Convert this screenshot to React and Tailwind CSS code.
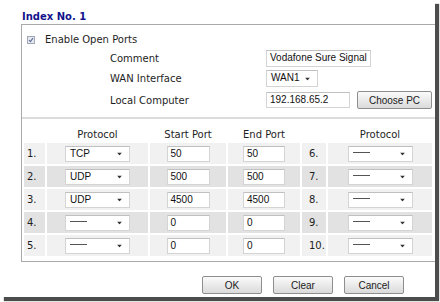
import React from "react";

const Arrow = () => (
  <svg width="5" height="3" viewBox="0 0 5 3" className="absolute right-[7px] top-1/2 -translate-y-1/2">
    <path d="M0 0 H5 L2.5 3 Z" fill="#333" />
  </svg>
);

const Select = ({ value, w }) => (
  <div
    className={`relative h-[16px] ${w} bg-white border border-[#d4d4d4] border-t-[#c0c0c0] font-['Liberation_Sans',Arial,sans-serif] text-[10px] leading-[14px] pl-[4px] text-[#111] whitespace-nowrap`}
  >
    {value === "-" ? (
      <span className="inline-block align-middle w-[17px] h-[1px] bg-[#555] mt-[-2px]" />
    ) : (
      value
    )}
    <Arrow />
  </div>
);

const Input = ({ value, w }) => (
  <div
    className={`h-[16px] ${w} bg-white border border-[#d4d4d4] border-t-[#c0c0c0] font-['Liberation_Sans',Arial,sans-serif] text-[10px] leading-[14px] pl-[3px] text-[#111] whitespace-nowrap overflow-hidden`}
  >
    {value}
  </div>
);

const Button = ({ children, w }) => (
  <div
    className={`h-[18px] ${w} rounded-[2px] border border-[#8e8e8e] bg-gradient-to-b from-[#fbfbfb] to-[#dadada] flex items-center justify-center font-['Liberation_Sans',Arial,sans-serif] text-[10px] text-[#1a1a1a]`}
  >
    {children}
  </div>
);

const rows = [
  { n: "1.", p: "TCP", s: "50", e: "50", n2: "6." },
  { n: "2.", p: "UDP", s: "500", e: "500", n2: "7." },
  { n: "3.", p: "UDP", s: "4500", e: "4500", n2: "8." },
  { n: "4.", p: "-", s: "0", e: "0", n2: "9." },
  { n: "5.", p: "-", s: "0", e: "0", n2: "10." },
];

export default function App() {
  return (
    <div className="w-[440px] h-[302px] bg-white overflow-hidden font-['DejaVu_Sans',Verdana,sans-serif] text-[10px] text-[#1e1e1e]">
      <div className="w-[435px] h-[297px] bg-white shadow-[4px_4px_1px_rgba(0,0,0,0.7)] pt-[11px]">
        <div className="ml-[22px] h-[12px] leading-[12px] font-bold text-[#13138c]">Index No. 1</div>
        <div className="ml-[21px] mt-[1px] w-[414px] h-[238px] border-l border-t border-b border-[#a9a9a9]">
          {/* enable row */}
          <div className="flex items-center h-[12px] mt-[9px] pl-[5px]">
            <svg width="8" height="8" viewBox="0 0 8 8">
              <rect x="0.5" y="0.5" width="7" height="7" fill="#e6e9f0" stroke="#a2a8b6" />
              <path d="M2 4 L3.4 5.6 L6 2.2" fill="none" stroke="#5c6b92" strokeWidth="1.1" />
            </svg>
            <span className="ml-[10px] leading-[12px]">Enable Open Ports</span>
          </div>
          {/* form rows */}
          <div className="flex flex-col gap-[3px] mt-[4px]">
            <div className="flex items-center h-[17px]">
              <div className="w-[244px] pl-[88px]">Comment</div>
              <Input value="Vodafone Sure Signal" w="w-[105px] h-[17px]" />
            </div>
            <div className="flex items-center h-[17px]">
              <div className="w-[244px] pl-[88px]">WAN Interface</div>
              <Select value="WAN1" w="w-[52px] h-[17px]" />
            </div>
            <div className="flex items-center h-[18px] mt-[1px]">
              <div className="w-[244px] pl-[88px]">Local Computer</div>
              <Input value="192.168.65.2" w="w-[84px]" />
              <div className="ml-[7px]">
                <Button w="w-[75px]">Choose PC</Button>
              </div>
            </div>
          </div>
          <div className="mt-[8px] h-[2px] bg-[#dcdcdc]" />
          {/* table */}
          <div className="ml-[2px] mt-[1px] grid grid-cols-[21px_101px_76px_72px_24px_104px] gap-[2px] auto-rows-[21px]">
            <div />
            <div className="text-center pt-[7px]">Protocol</div>
            <div className="text-center pt-[7px]">Start Port</div>
            <div className="text-center pt-[7px]">End Port</div>
            <div />
            <div className="text-center pt-[7px]">Protocol</div>
            {rows.map((r, i) => {
              const bg = i % 2 === 0 ? "bg-[#f1f1f1]" : "bg-[#e2e2e2]";
              return (
                <React.Fragment key={i}>
                  <div className={`${bg} flex items-center pl-[3px]`}>{r.n}</div>
                  <div className={`${bg} flex items-center justify-center`}>
                    <Select value={r.p} w="w-[65px]" />
                  </div>
                  <div className={`${bg} flex items-center justify-center`}>
                    <Input value={r.s} w="w-[43px]" />
                  </div>
                  <div className={`${bg} flex items-center justify-center`}>
                    <Input value={r.e} w="w-[42px]" />
                  </div>
                  <div className={`${bg} flex items-center pl-[7px]`}>{r.n2}</div>
                  <div className={`${bg} flex items-center justify-center`}>
                    <Select value="-" w="w-[65px]" />
                  </div>
                </React.Fragment>
              );
            })}
          </div>
        </div>
        <div className="flex mt-[14px] ml-[202px] gap-[11px]">
          <Button w="w-[60px]">OK</Button>
          <Button w="w-[60px]">Clear</Button>
          <Button w="w-[60px]">Cancel</Button>
        </div>
      </div>
    </div>
  );
}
########################################
■ Requirements: Count every line in the data where the string "React" occurs. Give nothing except the number.

■ Problem solution: 4